■ Task brief: Copy out the listing that follows, exact in every word, and skip the images.

■ Provided material:
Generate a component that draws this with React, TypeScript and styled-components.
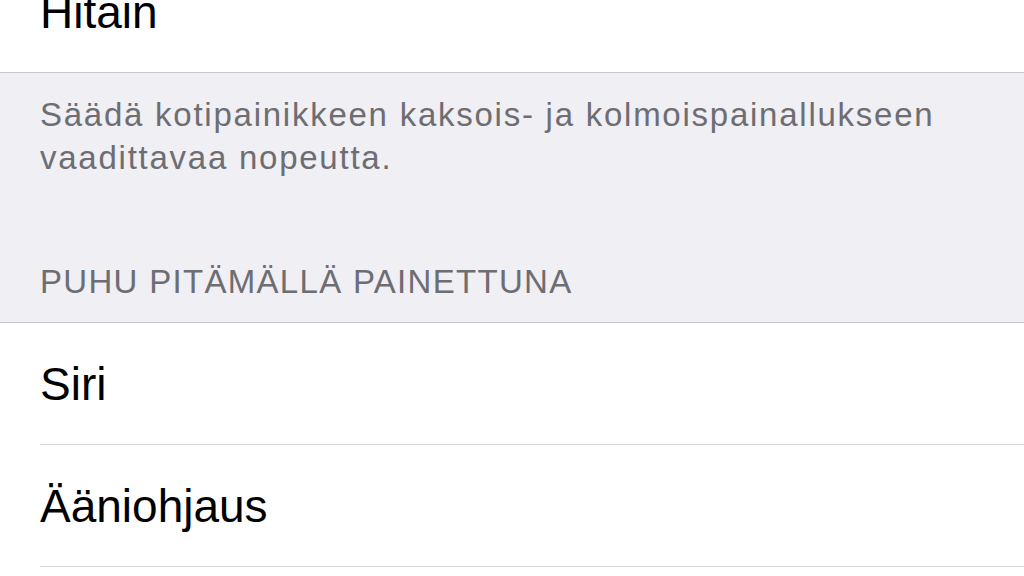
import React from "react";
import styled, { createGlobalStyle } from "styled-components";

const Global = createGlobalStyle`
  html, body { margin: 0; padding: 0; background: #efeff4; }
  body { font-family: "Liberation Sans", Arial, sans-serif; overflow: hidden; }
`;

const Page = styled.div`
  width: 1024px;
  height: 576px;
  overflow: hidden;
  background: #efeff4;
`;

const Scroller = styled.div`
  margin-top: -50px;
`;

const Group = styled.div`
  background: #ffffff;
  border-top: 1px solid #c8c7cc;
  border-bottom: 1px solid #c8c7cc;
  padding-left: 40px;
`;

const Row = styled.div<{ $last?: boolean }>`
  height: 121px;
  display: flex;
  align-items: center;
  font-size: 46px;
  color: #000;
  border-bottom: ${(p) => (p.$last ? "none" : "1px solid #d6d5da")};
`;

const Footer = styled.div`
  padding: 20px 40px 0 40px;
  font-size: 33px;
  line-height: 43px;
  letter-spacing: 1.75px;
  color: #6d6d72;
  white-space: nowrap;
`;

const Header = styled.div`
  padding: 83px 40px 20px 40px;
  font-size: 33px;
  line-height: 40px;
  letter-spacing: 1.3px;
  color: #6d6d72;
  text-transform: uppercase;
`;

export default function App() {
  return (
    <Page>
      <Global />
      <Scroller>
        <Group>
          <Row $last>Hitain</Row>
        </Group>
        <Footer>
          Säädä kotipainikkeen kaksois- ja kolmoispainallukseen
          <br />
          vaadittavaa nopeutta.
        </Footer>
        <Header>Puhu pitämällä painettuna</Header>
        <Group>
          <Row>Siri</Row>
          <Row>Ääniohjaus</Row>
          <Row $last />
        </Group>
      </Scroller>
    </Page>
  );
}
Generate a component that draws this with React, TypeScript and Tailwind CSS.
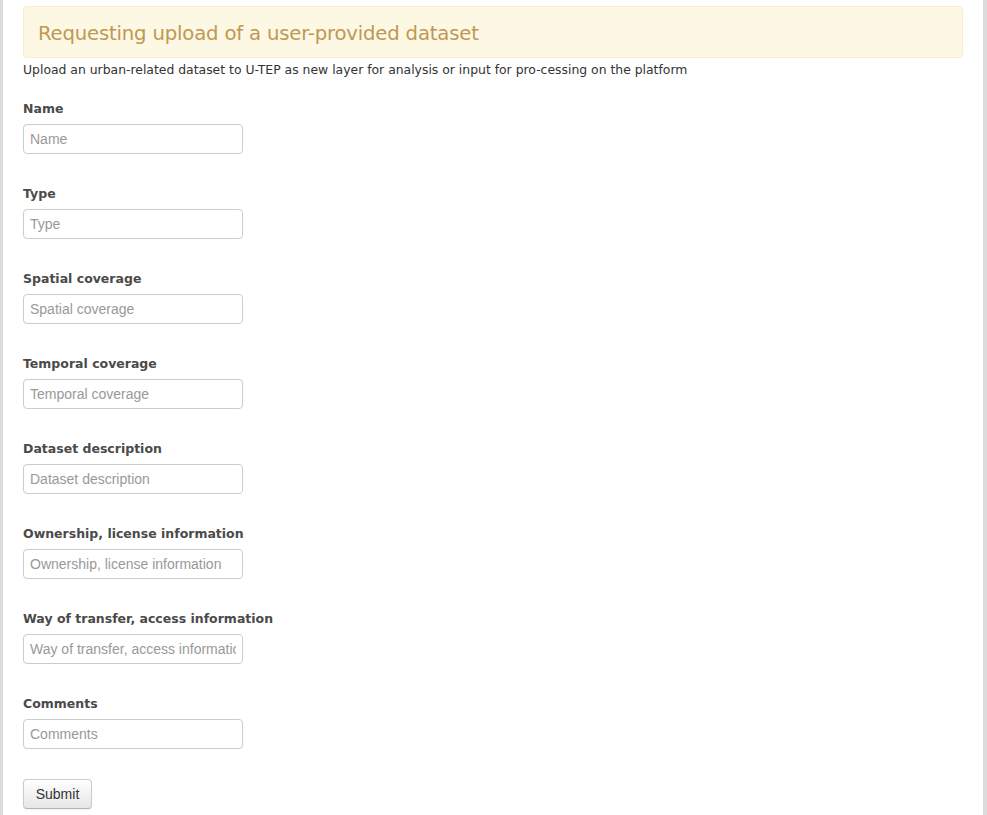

■ Solution for this problem:
Generate a component that draws this with React, TypeScript and styled-components.
import React from "react";
import styled, { createGlobalStyle } from "styled-components";

const Global = createGlobalStyle`
  html, body { margin: 0; padding: 0; background: #efeff4; }
  body { font-family: "Liberation Sans", Arial, sans-serif; overflow: hidden; }
`;

const Page = styled.div`
  width: 1024px;
  height: 576px;
  overflow: hidden;
  background: #efeff4;
`;

const Scroller = styled.div`
  margin-top: -50px;
`;

const Group = styled.div`
  background: #ffffff;
  border-top: 1px solid #c8c7cc;
  border-bottom: 1px solid #c8c7cc;
  padding-left: 40px;
`;

const Row = styled.div<{ $last?: boolean }>`
  height: 121px;
  display: flex;
  align-items: center;
  font-size: 46px;
  color: #000;
  border-bottom: ${(p) => (p.$last ? "none" : "1px solid #d6d5da")};
`;

const Footer = styled.div`
  padding: 20px 40px 0 40px;
  font-size: 33px;
  line-height: 43px;
  letter-spacing: 1.75px;
  color: #6d6d72;
  white-space: nowrap;
`;

const Header = styled.div`
  padding: 83px 40px 20px 40px;
  font-size: 33px;
  line-height: 40px;
  letter-spacing: 1.3px;
  color: #6d6d72;
  text-transform: uppercase;
`;

export default function App() {
  return (
    <Page>
      <Global />
      <Scroller>
        <Group>
          <Row $last>Hitain</Row>
        </Group>
        <Footer>
          Säädä kotipainikkeen kaksois- ja kolmoispainallukseen
          <br />
          vaadittavaa nopeutta.
        </Footer>
        <Header>Puhu pitämällä painettuna</Header>
        <Group>
          <Row>Siri</Row>
          <Row>Ääniohjaus</Row>
          <Row $last />
        </Group>
      </Scroller>
    </Page>
  );
}
Generate a component that draws this with React, TypeScript and Tailwind CSS.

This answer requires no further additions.